El wifi de los aeropuertos españoles, de los más caros de Europa
No he entendido nunca cómo te pueden cobrar tanto en un aeropuerto por un triste bocadillo de queso y jamón, o por el dichoso wifi. No me extraña que muchos viajeros, amedrentados por los precios nórdicos de nuestros aeródromos, acaben llevándose de casa su bocata envuelto en papel Albal.
El wifi es una calamidad en este país. No hay en los colegios públicos, a pesar de lo que tanto nos hablan del aula digital; no funciona como debería en muchos hoteles, lo cual es un pecado, tratándose éste de una potencia mundial del turismo; y tampoco suele haberlo en los hospitales, unos sitios en donde vendría de perlas navegar y consultar el correo, aunque sea para mitigar así la tensión y las horas muertas de las convalecencias...
Tampoco brilla la conexión a Internet en los aeropuertos españoles, otro lugar donde un buen Wifi ayudaría a soportar las indefectibles y eternas esperas por el avión, la cola para facturar o una maleta extraviada. Además, los aeropuertos españoles salen muy mal parados en la comparativa con los del resto de Europa. Volvemos a quedar en evidencia. Un cálculo reciente de la estupenda web Skyscanner, un comparador de vuelos, hoteles y alquiler de coches, sitúa a los grandes aeropuertos de este país entre los peores del continente en este aspecto.
Y es que mientras que la conexión gratuita e ilimitada es una realidad en los aeródromos de Amsterdam, Birminghan, Estambul, Milán, París, Praga, Frankfurt, Niza o Dublín, en los españoles no se estiran ni un pelo. Te dan 15 minutos para probar, pero luego te cobran casi más que nadie (4,50 euros por una hora y 9,90 euros por dos). Incluso los aeropuertos de Londres, casi el centro del mundo en términos aéreos, son más generosos con la conexión y más contenidos con los precios.
Aquí, el wifi sigue sin ser un must, y casi siempre se queda en un complemento para sibaritas. ¿Cómo es que a estas alturas en muchos te siguen ofreciendo una conexión a Internet como un extra a precio de lujo? Nunca entendí la política de esos hoteles que te cobran 300 euros la noche y encima te intentan sablear por las llamadas o cobrarte 8 o 9 euros por un paquete pequeño de Pringles o un minibotellín de agua con gas. Muchos clientes podrán pagarlo, pero pocos serán los que no acaben con la sensación de que alguien está abusando absurdamente de ellos.

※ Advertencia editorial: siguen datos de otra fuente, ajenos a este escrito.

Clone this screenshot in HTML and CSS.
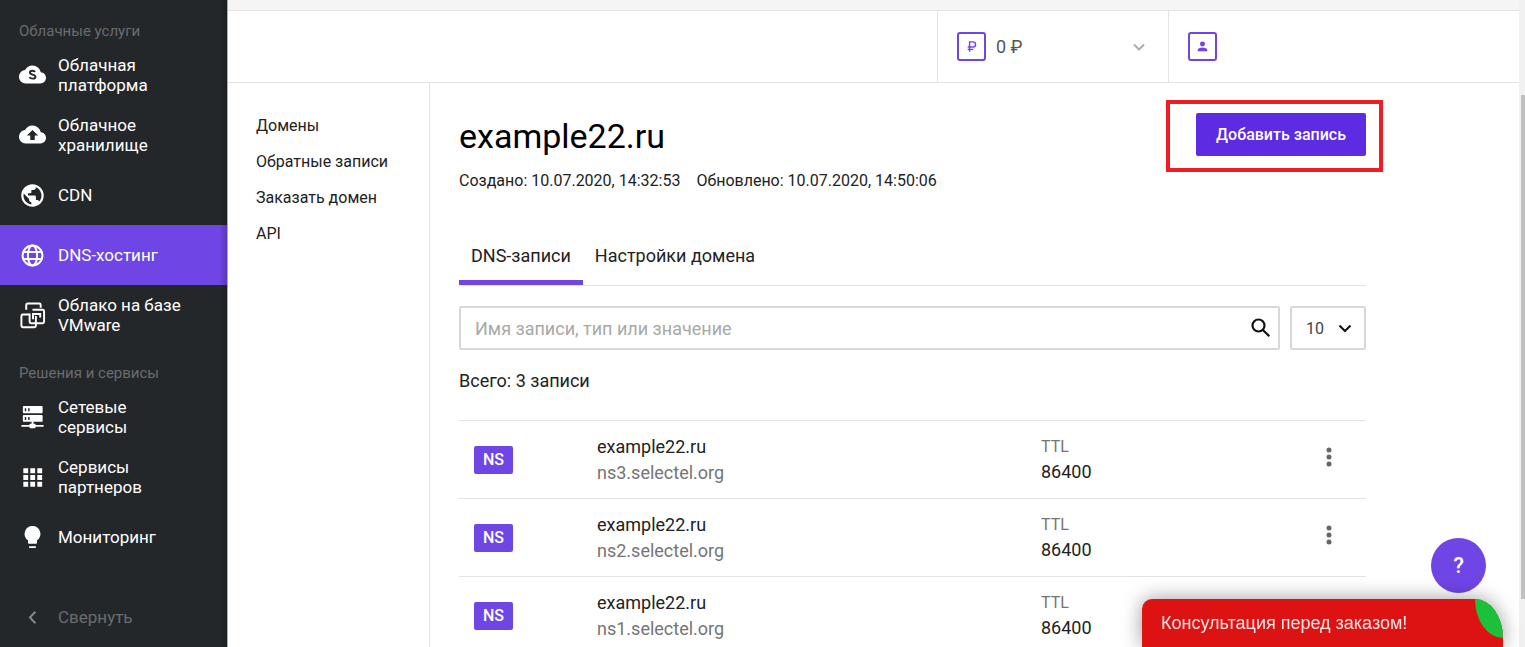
FILE: index.html
```html
<!DOCTYPE html>
<html lang="ru">
<head>
<meta charset="utf-8">
<title>example22.ru — DNS-хостинг</title>
<link rel="stylesheet" href="styles.css">
</head>
<body>
<div class="app">
  <nav class="sidebar" aria-label="Услуги">
    <h2 class="sidebar-title">Облачные услуги</h2>
    <a class="service" href="#">
      <svg class="service-icon" viewBox="0 1 24 24"><path fill="#fff" d="M19.350 10.040C18.670 6.590 15.640 4 12 4 9.110 4 6.600 5.640 5.350 8.040 2.340 8.360 0 10.910 0 14c0 3.310 2.690 6 6 6h13c2.760 0 5-2.240 5-5 0-2.640-2.050-4.780-4.650-4.960z"/><path fill="none" stroke="#24272a" stroke-width="1.700" d="M14.300 9.800c-.5-.7-1.300-1-2.300-1-1.400 0-2.300.7-2.300 1.600 0 2.400 4.900 1.200 4.900 3.700 0 1.100-1 1.700-2.500 1.700-1.300 0-2.300-.4-2.800-1.200"/></svg>
      <span>Облачная платформа</span>
    </a>
    <a class="service" href="#">
      <svg class="service-icon" viewBox="0 1 24 24"><path fill="#fff" d="M19.350 10.040C18.670 6.590 15.640 4 12 4 9.110 4 6.600 5.640 5.350 8.040 2.340 8.360 0 10.910 0 14c0 3.310 2.690 6 6 6h13c2.760 0 5-2.240 5-5 0-2.640-2.050-4.780-4.650-4.960z"/><path fill="#24272a" d="M14 13v4h-4v-4H7l5-5 5 5z"/></svg>
      <span>Облачное хранилище</span>
    </a>
    <a class="service" href="#">
      <svg class="service-icon" viewBox="0 0 24 24"><path fill="#fff" d="M12 2C6.480 2 2 6.480 2 12s4.480 10 10 10 10-4.480 10-10S17.520 2 12 2zm-1 17.930c-3.950-.49-7-3.850-7-7.930 0-.62.080-1.210.210-1.790L9 15v1c0 1.100.9 2 2 2v1.930zm6.900-2.540c-.26-.81-1-1.390-1.900-1.390h-1v-3c0-.55-.45-1-1-1H8v-2h2c.55 0 1-.45 1-1V7h2c1.100 0 2-.9 2-2v-.41c2.930 1.190 5 4.060 5 7.410 0 2.080-.8 3.970-2.100 5.390z"/></svg>
      <span>CDN</span>
    </a>
    <a class="service service-active" href="#" aria-current="page">
      <svg class="service-icon" viewBox="0 0 28 28"><g fill="none" stroke="#fff" stroke-width="2"><circle cx="14" cy="14" r="10.300"/><ellipse cx="14" cy="14" rx="4.800" ry="10.300"/><path d="M4.500 10.300h19M4.500 17.700h19"/></g></svg>
      <span>DNS-хостинг</span>
    </a>
    <a class="service" href="#">
      <svg class="service-icon" viewBox="0 0 28 28"><g fill="none" stroke="#fff" stroke-width="2"><path d="M7.500 8V3a1.500 1.500 0 0 1 1.500-1.500h12A1.500 1.500 0 0 1 22.500 3v3"/><path d="M11 13H4a1.500 1.500 0 0 0-1.500 1.500v10.200A1.500 1.500 0 0 0 4 26.200h12a1.500 1.500 0 0 0 1.500-1.500V14.500"/><path d="M11 12v8.500a1.500 1.500 0 0 0 1.500 1.500h12a1.500 1.500 0 0 0 1.500-1.500v-11A1.500 1.500 0 0 0 24.500 8H14M22 16v-3.500h-7.500V18"/></g></svg>
      <span>Облако на базе VMware</span>
    </a>

    <h2 class="sidebar-title">Решения и сервисы</h2>
    <a class="service" href="#">
      <svg class="service-icon" viewBox="0 0 28 28"><g fill="#fff"><rect x="4" y="2" width="20.500" height="7.500" rx="1"/><rect x="4" y="11.500" width="20.500" height="7" rx="1"/><path d="M13 18h2v2.500h1.500l1 1.200H25.500v2h-8l-1 1.500h-5l-1-1.500H2.500v-2h8l1-1.200H13z"/></g><path fill="#24272a" d="M6 4.500h1.500v3H6zM9.500 4.500H11v3H9.500zM6 13.500h1.500v3H6zM9.500 13.500H11v3H9.500z"/></svg>
      <span>Сетевые сервисы</span>
    </a>
    <a class="service" href="#">
      <svg class="service-icon" viewBox="0 0 28 28"><path fill="#fff" d="M4.500 4.500h5v5h-5zM11.700 4.500h5v5h-5zM19 4.500h5v5h-5zM4.500 11.500h5v5h-5zM11.700 11.500h5v5h-5zM19 11.500h5v5h-5zM4.500 18.500h5v5h-5zM11.700 18.500h5v5h-5zM19 18.500h5v5h-5z"/></svg>
      <span>Сервисы партнеров</span>
    </a>
    <a class="service" href="#">
      <svg class="service-icon" viewBox="0 0 28 28"><path fill="#fff" d="M14 2a8.200 8.200 0 0 0-4.700 14.900v2.500a1.200 1.200 0 0 0 1.200 1.200h7a1.200 1.200 0 0 0 1.200-1.200v-2.500A8.200 8.200 0 0 0 14 2zM10.500 23h7v1a1 1 0 0 1-1 1h-5a1 1 0 0 1-1-1z"/></svg>
      <span>Мониторинг</span>
    </a>
    <button class="service collapse" type="button">
      <svg class="service-icon" viewBox="0 0 28 28"><path fill="none" stroke="#85878a" stroke-width="2" d="M17 8L11.300 14l5.700 6"/></svg>
      <span>Свернуть</span>
    </button>
  </nav>

  <div class="page">
    <header class="topbar">
      <button class="balance" type="button">
        <span class="box-icon"><svg viewBox="0 0 24 24"><path fill="none" stroke="#7045e6" stroke-width="1.500" d="M10 17.500V7.200h3.500a2.700 2.700 0 0 1 0 5.400H8M8 15h6"/></svg></span>
        <span>0 ₽</span>
        <svg class="balance-arrow" viewBox="0 0 12 12"><path fill="none" stroke="#adadad" stroke-width="2" d="M1 3.500l5 5 5-5"/></svg>
      </button>
      <button class="account" type="button" aria-label="Профиль">
        <span class="box-icon"><svg viewBox="0 0 24 24"><g fill="#7045e6"><circle cx="12" cy="9.500" r="2.600"/><path d="M7 17v-1c0-2 2.200-3 5-3s5 1 5 3v1z"/></g></svg></span>
      </button>
    </header>

    <div class="body">
      <nav class="subnav" aria-label="DNS-хостинг">
        <a href="#">Домены</a>
        <a href="#">Обратные записи</a>
        <a href="#">Заказать домен</a>
        <a href="#">API</a>
      </nav>

      <main class="content">
        <div class="heading">
          <h1>example22.ru</h1>
          <div class="highlight"><button class="add" type="button">Добавить запись</button></div>
        </div>
        <p class="dates"><span>Создано: 10.07.2020, 14:32:53</span><span>Обновлено: 10.07.2020, 14:50:06</span></p>

        <div class="tabs">
          <a class="tab tab-active" href="#">DNS-записи</a>
          <a class="tab" href="#">Настройки домена</a>
        </div>

        <div class="filters">
          <label class="search">
            <input type="search" placeholder="Имя записи, тип или значение" aria-label="Поиск записей">
            <svg viewBox="0 0 24 24"><g fill="none" stroke="#111" stroke-width="2.200"><circle cx="9.500" cy="9.500" r="6"/><path d="M13.700 13.700l6.600 6.600"/></g></svg>
          </label>
          <div class="per-page">
            <select aria-label="Записей на странице"><option>10</option><option>25</option><option>50</option></select>
            <svg viewBox="0 0 14 14"><path fill="none" stroke="#111" stroke-width="2" d="M1.500 4.500L7 10l5.500-5.500"/></svg>
          </div>
        </div>

        <p class="total">Всего: 3 записи</p>

        <table class="records">
          <colgroup><col class="col-type"><col><col class="col-ttl"><col class="col-menu"></colgroup>
          <tbody>
            <tr>
              <td><span class="badge">NS</span></td>
              <td>example22.ru<div class="muted">ns3.selectel.org</div></td>
              <td><div class="ttl">TTL</div>86400</td>
              <td><button class="menu" type="button" aria-label="Действия"><svg viewBox="0 0 6 20"><g fill="#666"><circle cx="3" cy="3" r="2.500"/><circle cx="3" cy="10" r="2.500"/><circle cx="3" cy="17" r="2.500"/></g></svg></button></td>
            </tr>
            <tr>
              <td><span class="badge">NS</span></td>
              <td>example22.ru<div class="muted">ns2.selectel.org</div></td>
              <td><div class="ttl">TTL</div>86400</td>
              <td><button class="menu" type="button" aria-label="Действия"><svg viewBox="0 0 6 20"><g fill="#666"><circle cx="3" cy="3" r="2.500"/><circle cx="3" cy="10" r="2.500"/><circle cx="3" cy="17" r="2.500"/></g></svg></button></td>
            </tr>
            <tr>
              <td><span class="badge">NS</span></td>
              <td>example22.ru<div class="muted">ns1.selectel.org</div></td>
              <td><div class="ttl">TTL</div>86400</td>
              <td></td>
            </tr>
          </tbody>
        </table>
      </main>
    </div>
  </div>

  <div class="scroll-track" aria-hidden="true"><div class="scroll-thumb"></div></div>
</div>

<button class="help" type="button" aria-label="Помощь">?</button>
<button class="chat" type="button">Консультация перед заказом!<span class="leaf"></span></button>
</body>
</html>
```
FILE: styles.css
```css
* { box-sizing: border-box; }

body {
  margin: 0;
  font-family: Roboto, "Liberation Sans", sans-serif;
  font-size: 18px;
  color: #222;
  background: #fff;
}

a { color: inherit; text-decoration: none; }
button, input, select { font: inherit; color: inherit; }
button { border: 0; background: none; cursor: pointer; }
h1, h2, p { margin: 0; font-weight: 400; }
svg { display: block; }

.app {
  display: flex;
  height: 100vh;
  overflow: hidden;
}

/* Sidebar */
.sidebar {
  position: relative;
  display: flex;
  flex-direction: column;
  flex: none;
  width: 228px;
  padding-top: 3px;
  background: #24272a;
  color: #fff;
  border-right: 1px solid #aaa;
}
.sidebar::after {
  content: "";
  position: absolute;
  inset: 0 0 0 auto;
  width: 8px;
  background: linear-gradient(to right, transparent, rgba(0, 0, 0, .2));
}
.sidebar-title {
  padding: 14px 19px 0;
  font-size: 15px;
  line-height: 28px;
  color: #6a6c6e;
}
.service {
  display: flex;
  align-items: center;
  gap: 12px;
  flex: none;
  height: 60px;
  padding: 0 40px 0 19px;
  font-size: 17px;
  line-height: 20px;
  text-align: left;
}
.service-icon { flex: none; width: 27px; height: 27px; }
.service-active { background: #7045e6; }
.collapse { margin-top: 20px; color: #6a6c6e; }

/* Top bar */
.page {
  display: flex;
  flex-direction: column;
  flex: 1;
  min-width: 0;
  border-top: 10px solid #f5f5f5;
}
.topbar {
  display: flex;
  justify-content: flex-end;
  flex: none;
  height: 73px;
  border-top: 1px solid #e3e3e3;
  border-bottom: 1px solid #e3e3e3;
}
.balance, .account {
  display: flex;
  align-items: center;
  gap: 10px;
  padding: 0 19px;
  border-left: 1px solid #e3e3e3;
  color: #555;
}
.balance { width: 231px; }
.account { width: 351px; }
.box-icon {
  padding: 1px;
  border: 2px solid #7045e6;
  border-radius: 3px;
}
.box-icon svg { width: 23px; height: 23px; }
.balance-arrow { width: 12px; height: 12px; margin-left: auto; margin-right: 4px; }

/* Body */
.body { display: flex; flex: 1; min-height: 0; }
.subnav {
  display: flex;
  flex-direction: column;
  flex: none;
  width: 202px;
  padding: 25px 0 0 28px;
  border-right: 1px solid #e3e3e3;
  font-size: 16px;
  line-height: 36px;
}
.content {
  flex: 1;
  min-width: 0;
  padding: 30px 153px 0 29px;
  overflow: hidden;
}

.heading {
  display: flex;
  align-items: flex-start;
  justify-content: space-between;
}
.heading h1 { font-size: 34px; line-height: 46px; color: #000; }
.highlight { position: relative; }
.highlight::after {
  content: "";
  position: absolute;
  inset: -13px -17px -16px -30px;
  border: 4px solid #ee1c25;
  pointer-events: none;
}
.add {
  display: block;
  height: 43px;
  padding: 0 20px;
  border-radius: 2px;
  background: #5c2be2;
  color: #fff;
  font-size: 16px;
  font-weight: 500;
}
.dates {
  display: flex;
  gap: 16px;
  margin-top: 12px;
  font-size: 16px;
  line-height: 20px;
}

.tabs {
  display: flex;
  margin-top: 40px;
  border-bottom: 1px solid #e3e3e3;
}
.tab {
  padding: 13px 12px 12px;
  line-height: 24px;
  border-bottom: 5px solid transparent;
}
.tab-active { border-color: #7045e6; }

.filters { display: flex; gap: 10px; margin-top: 20px; }
.search {
  display: flex;
  align-items: center;
  flex: 1;
  height: 44px;
  padding: 0 5px 0 14px;
  border: 2px solid #d8d8d8;
  border-radius: 2px;
}
.search input {
  flex: 1;
  min-width: 0;
  padding: 0;
  border: 0;
  outline: 0;
  background: none;
}
.search input::placeholder { color: #a8a8a8; }
.search svg { width: 24px; height: 24px; }
.per-page {
  position: relative;
  width: 76px;
}
.per-page select {
  appearance: none;
  width: 100%;
  height: 44px;
  padding: 1px 14px 0;
  border: 2px solid #d8d8d8;
  border-radius: 2px;
  background: none;
  font-size: 16px;
  color: #444;
}
.per-page svg {
  position: absolute;
  top: 15px;
  right: 14px;
  width: 14px;
  height: 14px;
  pointer-events: none;
}

.total { margin-top: 19px; line-height: 24px; }

/* Records */
.records {
  width: 100%;
  margin-top: 27px;
  table-layout: fixed;
  border-collapse: collapse;
  line-height: 26px;
}
.records tr { height: 78px; border-top: 1px solid #e3e3e3; }
.records td { padding: 0; }
.col-type { width: 138px; }
.col-ttl { width: 251px; }
.col-menu { width: 74px; }
.badge {
  display: block;
  width: 39px;
  margin-left: 15px;
  border-radius: 2px;
  background: #7045e6;
  color: #fff;
  font-size: 16px;
  font-weight: 500;
  line-height: 28px;
  text-align: center;
}
.muted { color: #757575; }
.ttl { font-size: 16px; line-height: 24px; color: #757575; }
.menu { display: block; margin: 0 auto; padding: 0 8px 6px; }
.menu svg { width: 6px; height: 20px; }

/* Scroll indicator */
.scroll-track {
  flex: none;
  width: 6px;
  padding: 95px 0 48px 2px;
  background: #f1f1f1;
}
.scroll-thumb { height: 100%; background: #c1c1c1; }

/* Floating widgets */
.help {
  position: fixed;
  right: 39px;
  bottom: 54px;
  width: 55px;
  height: 55px;
  border-radius: 50%;
  background: #7045e6;
  color: #fff;
  font-size: 22px;
  font-weight: 500;
}
.chat {
  position: fixed;
  right: 22px;
  bottom: 0;
  width: 361px;
  height: 48px;
  padding: 0 19px;
  border-radius: 10px 28px 0 0 / 10px 39px 0 0;
  background: #dd1212;
  color: #f6e6e6;
  box-shadow: 0 0 20px rgba(0, 0, 0, .4);
  font-family: "Liberation Sans", Arial, sans-serif;
  font-size: 18px;
  text-align: left;
}
.leaf {
  position: absolute;
  top: 0;
  right: 0;
  width: 28px;
  height: 39px;
  border-radius: 0 100% 0 100%;
  background: #1bc138;
}
```
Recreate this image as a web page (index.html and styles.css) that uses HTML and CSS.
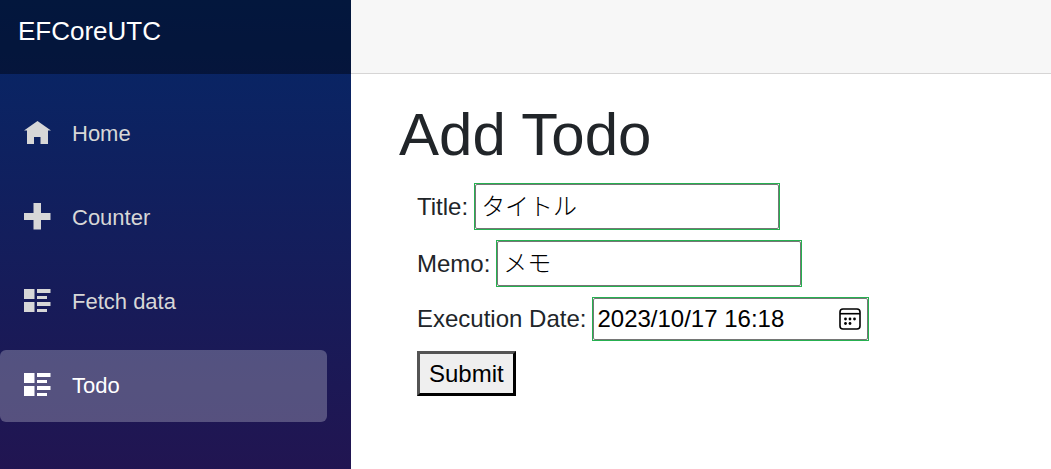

Tampoco he entendido nunca cómo te pueden cobrar tanto en un aeropuerto por un triste bocadillo de queso y jamón, o por el dichoso wifi. No me extraña que muchos viajeros, amedrentados por los precios nórdicos de nuestros aeródromos, acaben llevándose de casa su bocata envuelto en papel Albal y su botella con agua del grifo, como si fueran a un partido de fútbol.
Hasta ahora, los planteamientos del wifi como negocio no han funcionado. La quiebra de Gowex es un buen ejemplo. Por el escándalo de la empresa de Jenaro García nos hemos enterado de que las rentabilidades de los grandes proyectos de wifi en ciudad son pequeños y que todavía no se ha encontrado la fuente de ingresos adecuada. Ni los clientes están dispuestos a pagar, ni la publicidad a sostener el servicio. Además, una legislación bastante restrictiva (por aquello de preservar la libre competencia) y el hundimiento de las cuentas públicas han dado al traste con muchos proyectos de wifi financiados por ayuntamientos, para ser disfrutados en calles y plazas.
A día de hoy, muchos locos como yo echan más de menos Internet que el comer. Por todo esto, creo que los señores que gestionan los aeropuertos españoles (pero también los hospitales, los colegios o los hoteles) deberían asumir el coste de una buena conexión wireless como un gasto fijo más, como el de la luz, la limpieza o el mantenimiento de los equipos informáticos o de ventilación. Cada vez somos más los que elegimos un hotel, un restaurante o una cafetería por la conexión que nos da, y en breve seremos muchos los que elegiremos una ruta u otra dependiendo de si el aeropuerto donde hacemos escala nos ofrece un wifi en condiciones y gratuito y no nos intenta sablear.